◆ **Dataset excerpts**

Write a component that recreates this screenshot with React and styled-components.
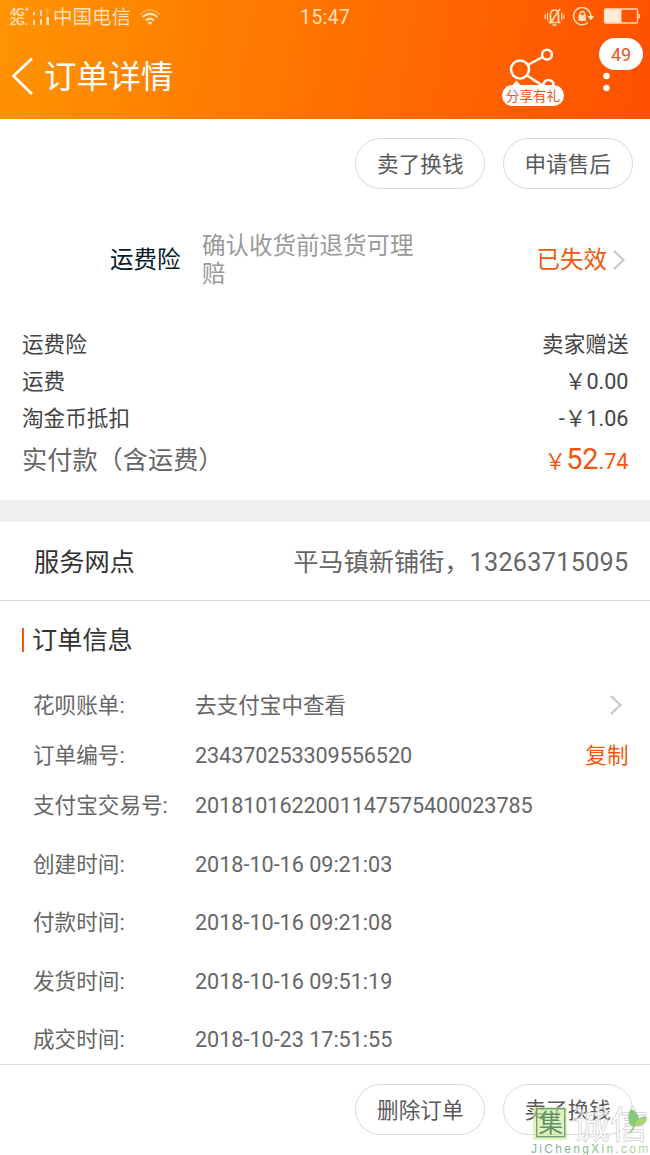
import React from 'react';
import styled, { createGlobalStyle } from 'styled-components';

const GlobalStyle = createGlobalStyle`
  * {
    box-sizing: border-box;
  }
  body {
    margin: 0;
    background: #fff;
    font-family: Roboto, 'Noto Sans CJK SC', sans-serif;
    font-size: 21.6px;
    color: #666;
  }
`;

const Page = styled.div`
  display: flex;
  flex-direction: column;
  width: 650px;
  height: 1155px;
  overflow: hidden;
  white-space: nowrap;
`;

const Header = styled.header`
  height: 119px;
  flex-shrink: 0;
  color: #fff;
  background: linear-gradient(100deg, #ff9402 0%, #ff5000 100%);
`;

const StatusBar = styled.div`
  display: grid;
  grid-template-columns: 1fr auto 1fr;
  align-items: center;
  height: 34px;
  padding: 0 10px 0 10px;
  color: #ffdfb5;
`;

const StatusGroup = styled.div`
  display: flex;
  align-items: center;
  justify-content: ${({ $end }) => ($end ? 'flex-end' : 'flex-start')};
`;

const Network = styled.div`
  width: 21px;
  font-family: 'Liberation Sans', sans-serif;
  font-size: 11.5px;
  font-weight: 700;
  line-height: 9.5px;
  letter-spacing: -0.4px;
`;

const Carrier = styled.span`
  margin: 0 8px 0 1px;
  font-size: 19.5px;
  line-height: 32px;
  padding-top: 2px;
`;

const Clock = styled.span`
  font-size: 19.8px;
  letter-spacing: 0.2px;
`;

const TitleBar = styled.div`
  display: flex;
  align-items: center;
  height: 85px;
  padding-left: 11px;
`;

const Title = styled.h1`
  flex: 1;
  margin: 0 0 0 10px;
  font-size: 32.3px;
  font-weight: 400;
  line-height: 48px;
`;

const Share = styled.div`
  position: relative;
  width: 62px;
  height: 58px;
  margin-right: 35px;
`;

const ShareLabel = styled.span`
  position: absolute;
  left: 0;
  bottom: 0;
  width: 62px;
  height: 21px;
  border-radius: 11px;
  background: #fff;
  color: #e8561c;
  font-size: 13.6px;
  line-height: 22px;
  text-align: center;
`;

const More = styled.div`
  position: relative;
  width: 51px;
  height: 85px;
`;

const Badge = styled.span`
  position: absolute;
  left: 0;
  top: 4px;
  width: 44px;
  height: 32px;
  border-radius: 16px;
  background: #fff;
  color: #e8561c;
  font-size: 18px;
  line-height: 33px;
  text-align: center;
`;

const Actions = styled.div`
  display: flex;
  justify-content: flex-end;
  flex-shrink: 0;
  gap: 17.4px;
  padding: 19px 17.3px 0;
  height: ${({ $footer }) => ($footer ? '91px' : '90px')};
  border-top: ${({ $footer }) => ($footer ? '1px solid #dedede' : '0')};
`;

const PillButton = styled.button`
  width: 130px;
  height: 51px;
  padding: 1px 0 0;
  border: 1px solid #d8d8d8;
  border-radius: 26px;
  background: #fff;
  color: #5a5a5a;
  font: inherit;
  line-height: 50px;
`;

const Insurance = styled.section`
  display: flex;
  align-items: center;
  height: 99px;
  flex-shrink: 0;
  padding: 2px 24px 0 110px;
  font-size: 23.5px;
  line-height: 28px;
`;

const InsuranceName = styled.span`
  width: 92px;
  color: #051b28;
`;

const InsuranceText = styled.p`
  width: 216px;
  margin: 2px 0 0;
  color: #999;
  line-height: 27.6px;
  white-space: normal;
`;

const InsuranceState = styled.span`
  margin: 0 5px 0 auto;
  color: #f0580f;
`;

const Costs = styled.section`
  height: 192px;
  flex-shrink: 0;
  padding: 18px 21.5px 0 22px;
  color: #444;
`;

const CostRow = styled.div`
  display: flex;
  align-items: baseline;
  justify-content: space-between;
  height: 37px;
  line-height: 37px;
`;

const TotalRow = styled(CostRow)`
  height: 46px;
  color: #666;
  font-size: 25.2px;
  line-height: 44px;
`;

const Total = styled.span`
  color: #f0580f;
  font-size: 21.6px;
`;

const TotalInteger = styled.span`
  font-size: 28.8px;
`;

const Divider = styled.div`
  height: 22px;
  flex-shrink: 0;
  background: #f0f0f0;
`;

const Branch = styled.section`
  display: flex;
  justify-content: space-between;
  height: 79px;
  flex-shrink: 0;
  padding: 0 21.5px 0 34px;
  border-bottom: 1px solid #d9d9d9;
  font-size: 25.2px;
  line-height: 81px;
`;

const BranchName = styled.span`
  color: #333;
`;

const Phone = styled.span`
  letter-spacing: 0.3px;
`;

const OrderInfo = styled.section`
  flex: 1;
  min-height: 0;
  padding: 15px 21.5px 0 22px;
`;

const SectionTitle = styled.h2`
  display: flex;
  align-items: center;
  height: 50px;
  margin: 0 0 15px;
  color: #333;
  font-size: 25.2px;
  font-weight: 400;
  line-height: 52px;

  &::before {
    content: '';
    width: 2px;
    height: 24px;
    margin: -2px 8px 0 0;
    background: #f0580f;
  }
`;

const InfoRow = styled.div`
  display: flex;
  height: 50px;
  padding-left: 11px;
  line-height: 50px;
`;

const TimeRow = styled(InfoRow)`
  height: 58.4px;
  line-height: 58.4px;
`;

const Times = styled.div`
  padding-top: 5px;
`;

const InfoLabel = styled.span`
  width: 162px;
`;

const InfoNumber = styled.span`
  letter-spacing: ${({ $loose }) => ($loose ? '-0.02px' : '-0.08px')};
`;

const Copy = styled.span`
  margin-left: auto;
  color: #f0580f;
`;

const ArrowSlot = styled.span`
  display: flex;
  align-items: center;
  margin: -3px 6px 0 auto;
`;

const Watermark = styled.div`
  position: absolute;
  left: 529px;
  top: 1104px;
  width: 121px;
  height: 51px;
  overflow: hidden;
`;

const Arrow = () => (
  <svg width="14" height="20" viewBox="0 0 14 20" fill="none">
    <path d="M2 1 11.5 10 2 19" stroke="#c8c8c8" strokeWidth="2.2" />
  </svg>
);

const SignalIcon = () => (
  <svg width="21" height="20" viewBox="0 0 21 20" fill="#ffdfb5">
    <path d="M2 5h2v3H2zM2 13h2v5H2zM9 3h2v6H9zM9 12h2v6H9z" />
    <path d="M15.5 1h2v7h-2z" opacity=".4" />
    <path d="M15.5 10H18v8h-2.500z" />
  </svg>
);

const WifiIcon = () => (
  <svg width="22" height="17" viewBox="0 0 22 17" fill="none" stroke="#ffdfb5">
    <path d="M1 5.5Q11-3.5 21 5.5" strokeWidth="1.5" opacity=".45" />
    <path d="M3.5 8Q11 1.5 18.5 8M7 11.5Q11 8 15 11.5" strokeWidth="2.3" />
    <path d="m8.5 13.5 2.5 2.5 2.5-2.5q-2.5-1.7-5 0Z" fill="#ffdfb5" stroke="none" />
  </svg>
);

const StatusIcons = () => (
  <svg width="97" height="20" viewBox="0 0 97 20" fill="none" stroke="#ffdfb5">
    <path d="M5.5 15.5h12M7.500 15V8q0-5 4-5t4 5v7M7 16.500 17 2M9.500 18h4" strokeWidth="1.7" />
    <path d="M4.500 5.500v8M2.200 7.500v4.500M18.800 5.500v8M21 7.500v4.500" strokeWidth="1.2" />
    <path d="M45 15.500A8.600 8.600 0 1 1 47.800 9" strokeWidth="1.5" />
    <path d="m44.4 9 7-.1-3.500 4.600Z" fill="#ffdfb5" stroke="none" />
    <path d="M35.500 8h7.500v6h-7.500z" fill="#ffdfb5" stroke="none" />
    <path d="M37 8.500V6.800q0-2.300 2.300-2.300t2.300 2.300v1.700" strokeWidth="1.5" />
    <rect x="61.5" y="2" width="33" height="14" rx="1" strokeWidth="1.3" />
    <path d="M61.500 2.500h17v13h-17z" fill="#ffe9d8" stroke="none" />
    <path d="M96 7v4.500" strokeWidth="1.6" />
  </svg>
);

const BackIcon = () => (
  <svg width="23" height="40" viewBox="0 0 23 40" fill="none">
    <path d="M21 1.5 2.5 19 21 37" stroke="#fff" strokeWidth="2.6" />
  </svg>
);

const ShareIcon = () => (
  <svg width="62" height="58" viewBox="0 0 62 58" fill="none" stroke="#fff" strokeWidth="2.5">
    <circle cx="18" cy="21.5" r="9" />
    <circle cx="45" cy="6.7" r="4.9" />
    <circle cx="46.5" cy="37" r="5" />
    <path d="M26 17 40.5 9M25 27.5 42 38.5" />
    <path d="m10 38 4.5-5.5 4.5 5.5Z" fill="#fff" stroke="none" />
  </svg>
);

const DotsIcon = () => (
  <svg width="16" height="85" viewBox="0 0 16 85" fill="#fff">
    <circle cx="7.5" cy="42" r="3.2" />
    <circle cx="7.5" cy="54" r="3.2" />
  </svg>
);

const WatermarkArt = () => (
  <svg width="121" height="51" viewBox="0 0 121 51">
    <path d="M4 3h34v33H4z" fill="#cdea92" opacity=".6" />
    <rect x="7.7" y="4.700" width="28" height="28" fill="none" stroke="#6fa276" strokeWidth="1.4" />
    <text x="9.5" y="28" fontSize="24.5" fill="#5d9360">集</text>
    <text x="43" y="34" fontSize="38" fill="#fff" fillOpacity=".6" stroke="#d6d3d6" strokeWidth=".8">诚信</text>
    <path d="M101 21q-4-10 1-16 7 3 8 10 6-5 8-1-1 8-12 8-2 6-8 9 5-5 6-9Z" fill="#86c77b" />
    <path d="M105 21q4-8 13-7-2 8-13 7Z" fill="#a9d86d" />
    <text x="2" y="48.5" fontSize="12" letterSpacing="2.3" fontFamily="Liberation Sans, sans-serif" fill="url(#site)">
      JiChengXin.com
    </text>
    <defs>
      <linearGradient id="site">
        <stop offset="0" stopColor="#7db4b3" />
        <stop offset=".5" stopColor="#83bb81" />
        <stop offset="1" stopColor="#bcd892" />
      </linearGradient>
    </defs>
  </svg>
);

const costs = [
  ['运费险', '卖家赠送'],
  ['运费', '￥0.00'],
  ['淘金币抵扣', '-￥1.06'],
];

const times = [
  ['创建时间:', '2018-10-16 09:21:03'],
  ['付款时间:', '2018-10-16 09:21:08'],
  ['发货时间:', '2018-10-16 09:51:19'],
  ['成交时间:', '2018-10-23 17:51:55'],
];

const App = () => {
  return (
    <>
      <GlobalStyle />
      <Page lang="zh-CN">
        <Header>
          <StatusBar>
            <StatusGroup>
              <Network>
                4G⁺
                <br />
                2G.
              </Network>
              <SignalIcon />
              <Carrier>中国电信</Carrier>
              <WifiIcon />
            </StatusGroup>
            <Clock>15:47</Clock>
            <StatusGroup $end>
              <StatusIcons />
            </StatusGroup>
          </StatusBar>
          <TitleBar>
            <BackIcon />
            <Title>订单详情</Title>
            <Share>
              <ShareIcon />
              <ShareLabel>分享有礼</ShareLabel>
            </Share>
            <More>
              <DotsIcon />
              <Badge>49</Badge>
            </More>
          </TitleBar>
        </Header>

        <Actions>
          <PillButton>卖了换钱</PillButton>
          <PillButton>申请售后</PillButton>
        </Actions>

        <Insurance>
          <InsuranceName>运费险</InsuranceName>
          <InsuranceText>确认收货前退货可理赔</InsuranceText>
          <InsuranceState>已失效</InsuranceState>
          <Arrow />
        </Insurance>

        <Costs>
          {costs.map(([label, value]) => (
            <CostRow key={label}>
              <span>{label}</span>
              <span>{value}</span>
            </CostRow>
          ))}
          <TotalRow>
            <span>实付款（含运费）</span>
            <Total>
              ￥<TotalInteger>52</TotalInteger>.74
            </Total>
          </TotalRow>
        </Costs>

        <Divider />

        <Branch>
          <BranchName>服务网点</BranchName>
          <span>
            平马镇新铺街，<Phone>13263715095</Phone>
          </span>
        </Branch>

        <OrderInfo>
          <SectionTitle>订单信息</SectionTitle>
          <InfoRow>
            <InfoLabel>花呗账单:</InfoLabel>
            <span>去支付宝中查看</span>
            <ArrowSlot>
              <Arrow />
            </ArrowSlot>
          </InfoRow>
          <InfoRow>
            <InfoLabel>订单编号:</InfoLabel>
            <InfoNumber>234370253309556520</InfoNumber>
            <Copy>复制</Copy>
          </InfoRow>
          <InfoRow>
            <InfoLabel>支付宝交易号:</InfoLabel>
            <InfoNumber>2018101622001147575400023785</InfoNumber>
          </InfoRow>
          <Times>
            {times.map(([label, value]) => (
              <TimeRow key={label}>
                <InfoLabel>{label}</InfoLabel>
                <InfoNumber $loose>{value}</InfoNumber>
              </TimeRow>
            ))}
          </Times>
        </OrderInfo>

        <Actions $footer>
          <PillButton>删除订单</PillButton>
          <PillButton>卖了换钱</PillButton>
        </Actions>
      </Page>
      <Watermark>
        <WatermarkArt />
      </Watermark>
    </>
  );
};

export default App;
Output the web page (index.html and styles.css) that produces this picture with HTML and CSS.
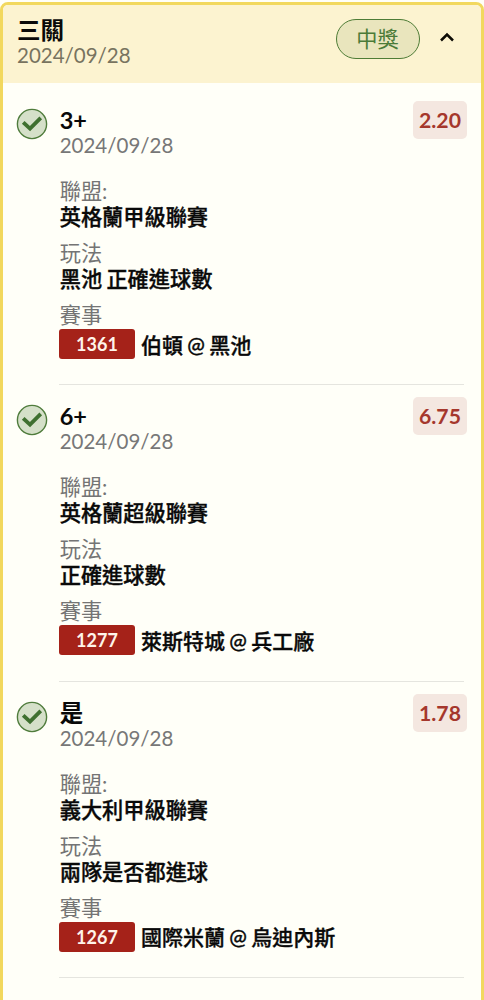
FILE: index.html
```html
<!DOCTYPE html>
<html lang="zh-Hant">
<head>
<meta charset="utf-8">
<title>三關</title>
<link rel="stylesheet" href="styles.css">
</head>
<body>
<main class="card">
  <header class="head">
    <div class="head-text">
      <h1 class="title">三關</h1>
      <div class="date">2024/09/28</div>
    </div>
    <span class="status">中獎</span>
    <svg class="chevron" viewBox="0 0 16 12"><path d="M2 9.5 8 3.5l6 6" fill="none" stroke="#0c0b05" stroke-width="2.5"/></svg>
  </header>
  <section class="leg">
    <svg class="check" viewBox="0 0 32 32"><circle cx="16" cy="16" r="14.6" fill="#d5e0c9" stroke="#4f7c3c" stroke-width="1.4"/><path d="M8.6 15.7 14 20.7 23.4 11.2" fill="none" stroke="#3f7030" stroke-width="3.8" stroke-linecap="square"/></svg>
    <div class="body">
      <h2 class="pick">3+</h2>
      <div class="date">2024/09/28</div>
      <dl class="info">
        <dt>聯盟:</dt><dd>英格蘭甲級聯賽</dd>
        <dt>玩法</dt><dd>黑池 正確進球數</dd>
        <dt>賽事</dt><dd class="match"><span class="code">1361</span><span class="teams">伯頓 @ 黑池</span></dd>
      </dl>
    </div>
    <span class="odds">2.20</span>
  </section>
  <section class="leg">
    <svg class="check" viewBox="0 0 32 32"><circle cx="16" cy="16" r="14.6" fill="#d5e0c9" stroke="#4f7c3c" stroke-width="1.4"/><path d="M8.6 15.7 14 20.7 23.4 11.2" fill="none" stroke="#3f7030" stroke-width="3.8" stroke-linecap="square"/></svg>
    <div class="body">
      <h2 class="pick">6+</h2>
      <div class="date">2024/09/28</div>
      <dl class="info">
        <dt>聯盟:</dt><dd>英格蘭超級聯賽</dd>
        <dt>玩法</dt><dd>正確進球數</dd>
        <dt>賽事</dt><dd class="match"><span class="code">1277</span><span class="teams">萊斯特城 @ 兵工廠</span></dd>
      </dl>
    </div>
    <span class="odds">6.75</span>
  </section>
  <section class="leg">
    <svg class="check" viewBox="0 0 32 32"><circle cx="16" cy="16" r="14.6" fill="#d5e0c9" stroke="#4f7c3c" stroke-width="1.4"/><path d="M8.6 15.7 14 20.7 23.4 11.2" fill="none" stroke="#3f7030" stroke-width="3.8" stroke-linecap="square"/></svg>
    <div class="body">
      <h2 class="pick">是</h2>
      <div class="date">2024/09/28</div>
      <dl class="info">
        <dt>聯盟:</dt><dd>義大利甲級聯賽</dd>
        <dt>玩法</dt><dd>兩隊是否都進球</dd>
        <dt>賽事</dt><dd class="match"><span class="code">1267</span><span class="teams">國際米蘭 @ 烏迪內斯</span></dd>
      </dl>
    </div>
    <span class="odds">1.78</span>
  </section>
</main>
</body>
</html>
```
FILE: styles.css
```css
* { box-sizing: border-box; }
html, body { height: 100%; }
body {
  margin: 0;
  padding: 2px 0.5px 0 0;
  overflow: hidden;
  background: #fffff8;
  font: 21.2px/26px Lato, "Noto Sans CJK TC", sans-serif;
  color: #090909;
}
h1, h2, dl, dd { margin: 0; }
.card {
  height: 1040px;
  border: 3px solid #f2d85e;
  border-radius: 8px;
  background: #fffff8;
  overflow: hidden;
}
.head {
  display: flex;
  align-items: flex-start;
  height: 78px;
  padding: 12px 26px 0 14px;
  background: #fcf3d0;
}
.head-text { flex: 1; }
.title { font-size: 23.6px; line-height: 26px; font-weight: 700; }
.date { color: #777; font-size: 20.5px; line-height: 24px; }
.head .date { color: #78735f; }
.status {
  width: 84px;
  height: 40px;
  margin-top: 2px;
  border: 1.4px solid #4e7c36;
  border-radius: 20px;
  background: #e9e5bd;
  color: #4b7b38;
  line-height: 38px;
  text-align: center;
}
.chevron { width: 16px; height: 12px; margin: 14px 0 0 19px; }
.leg {
  display: flex;
  align-items: flex-start;
  height: 296.4px;
  padding: 19px 13.5px 0 13px;
}
.head + .leg { margin-top: 5px; }
.check { width: 32px; height: 32px; margin-top: 1px; }
.body {
  flex: 1;
  height: 278.2px;
  margin-left: 11px;
  margin-right: -51px;
  border-bottom: 1.5px solid #e5e5df;
}
.pick { font-size: 23.5px; line-height: 26px; font-weight: 700; }
.pick, .body .date, .info dt, .info dd:not(.match) { padding-left: 0.7px; }
.info { margin-top: 21px; }
.info dt { color: #747474; }
.info dd {
  margin-bottom: 10px;
  font-weight: 500;
  word-spacing: -1px;
  -webkit-text-stroke: 0.35px currentColor;
}
.info .match { display: flex; align-items: center; gap: 6px; margin: 0; height: 32px; }
.teams { padding-top: 1px; font-size: 21px; }
.info .code {
  width: 76px;
  height: 30px;
  border-radius: 3px;
  background: #a52219;
  color: #fff4ea;
  font-size: 18px;
  font-weight: 700;
  line-height: 30px;
  text-align: center;
  -webkit-text-stroke: 0;
}
.odds {
  width: 54px;
  height: 38px;
  margin-top: -6px;
  border-radius: 5px;
  background: #f4e7e0;
  color: #a5372c;
  font-size: 21.2px;
  font-weight: 700;
  line-height: 39px;
  text-align: center;
}
```
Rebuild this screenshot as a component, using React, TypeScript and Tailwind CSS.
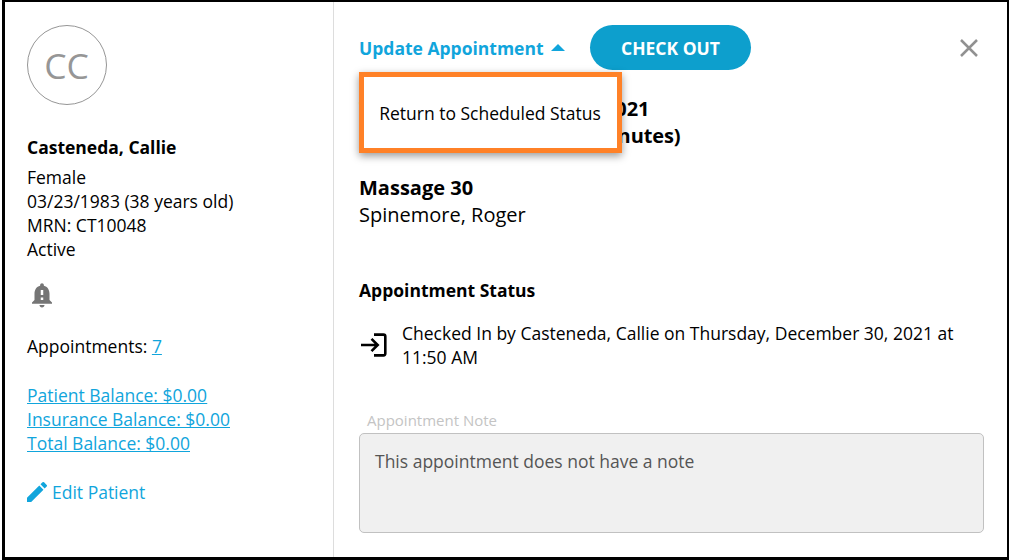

◆ **Short task**
Sift the material for lines with the string "styles". Copy each one found.

◆ **Solution to this exercise**
Output the web page (index.html and styles.css) that produces this picture with HTML and CSS.
<link rel="stylesheet" href="styles.css">
FILE: styles.css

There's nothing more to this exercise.